William Klein –
1966 – France
Very 60s French satire about a vapid American fashion model in
Paris (Dorothy McGowan) and the attempts by a television crew to profile
her. Their dilemma: is there anything of
substance below that pretty and polished façade? The style is almost certainly derived from
Richard Lester’s Beatles films and The
Knack (1965), with a little of Godard’s Masculin
Feminin mixed in for good measure, but the spirit of wackiness seems more
forced than charming in this case, partly because of Klein’s contempt for his
material that is simmering underneath.
It feels like he may have preferred to make a vehement anti-capitalist,
anti-consumerist diatribe but was already locked into this quasi-whimsical pop
fairy tale when that dawned on him. The
result is that a little of the film’s kaleidoscopic style goes a long way, and
the film would have been just as well off at half the length. A subplot involving a pair of bumbling
foreign spies trailing Polly goes nowhere and isn’t very funny. They work for an Eastern European prince who
spots an image of Polly and vows to make her his wife.

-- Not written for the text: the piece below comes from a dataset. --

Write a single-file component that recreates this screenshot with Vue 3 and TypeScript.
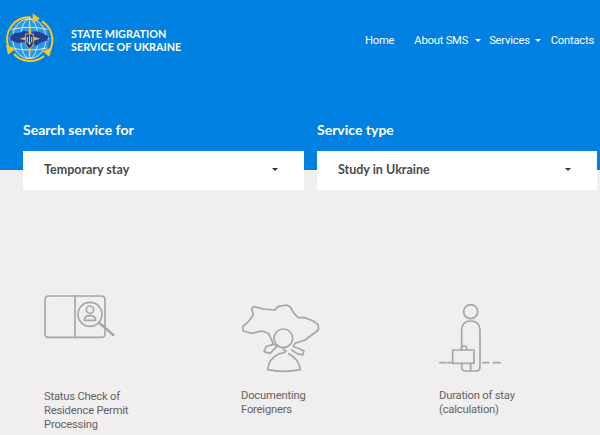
<script setup lang="ts">
interface Service {
  title: string;
  lines: string[];
}

const services: Service[] = [
  { title: "status", lines: ["Status Check of", "Residence Permit", "Processing"] },
  { title: "documenting", lines: ["Documenting", "Foreigners"] },
  { title: "duration", lines: ["Duration of stay", "(calculation)"] },
];
</script>

<template>
  <div class="page">
    <section class="hero">
      <header class="topbar">
        <svg class="logo" viewBox="0 0 180 180" width="60" height="60" aria-hidden="true">
          <circle cx="88" cy="86" r="60" fill="#2a96e4" />
          <g fill="none" stroke="#cfe8f8" stroke-width="3">
            <ellipse cx="88" cy="86" rx="26" ry="60" />
            <ellipse cx="88" cy="86" rx="50" ry="60" />
            <path d="M34 58q54 -12 108 0M34 114q54 12 108 0M28 86h120M88 26v120" />
          </g>
          <path d="M32 78l10 -8 16 -2 12 -6 20 4 22 -2 20 8 14 8 -6 12 -20 6 -10 10 -14 -8 -22 -4 -20 4 -14 -6 -10 -6z" fill="#24409a" />
          <path d="M90 36l5 42 26 8 -26 8 -5 50 -5 -50 -26 -8 26 -8z" fill="#e8c02e" />
          <path d="M77 72h23v28q0 10 -11.500 16q-11.500 -6 -11.500 -16z" fill="#1d3c86" stroke="#d8b030" stroke-width="3" />
          <path d="M88.500 76v28M82 81v15l6.500 6 6.500 -6v-15" fill="none" stroke="#f2d04a" stroke-width="3" />
          <g fill="none" stroke="#f4ca22" stroke-width="6">
            <path d="M26 112a66 66 0 0 1 66 -90" />
            <path d="M126 34a66 66 0 0 1 24 86" />
            <path d="M132 138a66 66 0 0 1 -90 -6" />
          </g>
          <g fill="#f4ca22">
            <path d="M98 10l22 16 -22 12z" />
            <path d="M156 112l-8 28 -20 -16z" />
            <path d="M18 104l28 12 -22 18z" />
          </g>
        </svg>
        <div class="brand">STATE MIGRATION<br />SERVICE OF UKRAINE</div>
        <nav class="nav">
          <a class="nav-home">Home</a>
          <a class="nav-about">About SMS<i class="caret caret-light"></i></a>
          <a class="nav-services">Services<i class="caret caret-light"></i></a>
          <a>Contacts</a>
        </nav>
      </header>

      <div class="filters">
        <div class="filter">
          <label class="filter-label">Search service for</label>
          <div class="select">
            <span>Temporary stay</span>
            <i class="caret"></i>
          </div>
        </div>
        <div class="filter">
          <label class="filter-label">Service type</label>
          <div class="select">
            <span>Study in Ukraine</span>
            <i class="caret"></i>
          </div>
        </div>
      </div>
    </section>

    <main class="services">
      <article v-for="service in services" :key="service.title" class="service" :class="service.title">
        <svg
          v-if="service.title === 'status'"
          class="icon"
          viewBox="0 0 330 210"
          width="110"
          height="70"
          aria-hidden="true"
        >
          <path d="M205 33H56q-11 0 -11 11v102q0 11 11 11h158q11 0 11 -11V44q0 -11 -11 -11z" />
          <path d="M135 33v124" />
          <circle cx="180" cy="88" r="36" />
          <circle cx="180" cy="74" r="11" />
          <path d="M163 106q0 -14 17 -14t17 14z" />
          <path d="M207 113l43 37" class="thick" />
        </svg>
        <svg
          v-else-if="service.title === 'documenting'"
          class="icon"
          viewBox="0 0 300 255"
          width="100"
          height="85"
          aria-hidden="true"
        >
          <path
            d="M142 152L130 148L125 135L115 115L95 108L65 115L40 108L38 95L55 80L70 60L65 40L72 35L100 42L135 45L143 35L170 30L180 35L192 55L205 68L225 68L250 78L265 90L265 105L245 120L225 135L195 145L190 155L205 160L222 168L218 180L200 175L185 165"
          />
          <path d="M130 148L108 155L102 170L120 175L135 160L142 152" />
          <circle cx="160" cy="130" r="28" />
          <path d="M160 158q-2 6 8 10q-4 6 -20 8q-32 14 -35 48q46 10 98 0q-4 -32 -35 -48" />
        </svg>
        <svg v-else class="icon" viewBox="0 0 240 255" width="80" height="85" aria-hidden="true">
          <circle cx="122" cy="50" r="21" />
          <path d="M95 165v-62q2 -25 27 -25t28 25v112q0 13 -13 13h-30q-12 0 -12 -13v-10" />
          <path d="M122 205v23" />
          <path d="M68 165h64v40H68z" />
          <path d="M94 165v-6q0 -6 6 -6h4q6 0 6 6v6" />
          <path d="M30 203h18M54 203h12M158 203h18M190 203h20" />
        </svg>
        <p class="service-title">
          <span v-for="line in service.lines" :key="line">{{ line }}</span>
        </p>
      </article>
    </main>
  </div>
</template>

<style>
html,
body {
  margin: 0;
  background: #f0eeef;
}
</style>

<style scoped>
.page {
  width: 600px;
  height: 435px;
  overflow: hidden;
  background: #f0eeef;
  font-family: Lato, "Open Sans", sans-serif;
}

.hero {
  height: 170px;
  background: #0080e0;
}

.topbar {
  display: flex;
  align-items: center;
  height: 60px;
  padding-top: 10px;
  color: #fff;
}

.logo {
  flex: none;
}

.brand {
  margin-left: 11px;
  font-size: 10.8px;
  font-weight: 700;
  line-height: 13px;
  white-space: nowrap;
}

.nav {
  display: flex;
  margin-left: auto;
  padding-right: 6px;
  font-family: Roboto, sans-serif;
  font-size: 11.2px;
  letter-spacing: -0.2px;
}

.nav a {
  display: flex;
  align-items: center;
  white-space: nowrap;
}

.nav-home {
  margin-right: 20px;
}

.nav-about .caret {
  margin-left: 7px;
}

.nav-services .caret {
  margin-left: 5px;
}

.nav-about {
  margin-right: 8px;
}

.nav-services {
  margin-right: 10px;
}

.caret {
  display: inline-block;
  width: 0;
  height: 0;
  border-left: 3px solid transparent;
  border-right: 3px solid transparent;
  border-top: 3px solid #333;
}

.caret-light {
  border-top-color: #fff;
}

.filters {
  display: grid;
  grid-template-columns: 281px 280px;
  column-gap: 13px;
  padding: 51px 0 0 23px;
}

.filter-label {
  display: block;
  margin-bottom: 12px;
  color: #fff;
  font-size: 14px;
  font-weight: 700;
  line-height: 18px;
}

.select {
  display: flex;
  align-items: center;
  justify-content: space-between;
  box-sizing: border-box;
  height: 39px;
  padding: 0 26px 2px 21px;
  background: #fff;
  color: #4a4a4a;
  font-size: 12.5px;
  font-weight: 700;
}

.services {
  display: grid;
  grid-template-columns: 197px 198px 161px;
  padding: 115px 0 0 44px;
}

.service {
  display: flex;
  flex-direction: column;
}

.icon {
  display: block;
  margin-left: -14px;
  fill: none;
  stroke: #a6a6a6;
  stroke-width: 5;
  stroke-linecap: round;
  stroke-linejoin: round;
}

.icon .thick {
  stroke-width: 7;
}

.status .icon {
  margin-bottom: 35px;
}

.documenting .icon,
.duration .icon {
  margin-top: 10px;
  margin-bottom: 9px;
}

.documenting .icon {
  margin-left: -11px;
}

.duration .icon {
  margin-left: -9px;
}

.service-title {
  display: flex;
  flex-direction: column;
  margin: 0;
  color: #636363;
  font-family: Roboto, sans-serif;
  font-size: 11.2px;
  letter-spacing: -0.18px;
  line-height: 13.8px;
}
</style>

Klein clearly wants to critique the commercial
world and pop culture, but his is a futile mission simply because the
eye-catching visuals of print ads, TV spots and outrageous, glittering runway
fashions have their own power that doesn’t weaken simply because someone informs
you that the images are meaningless.
McGowan was a real model with a short-lived career who retired soon
after this film, which was her only appearance in a movie.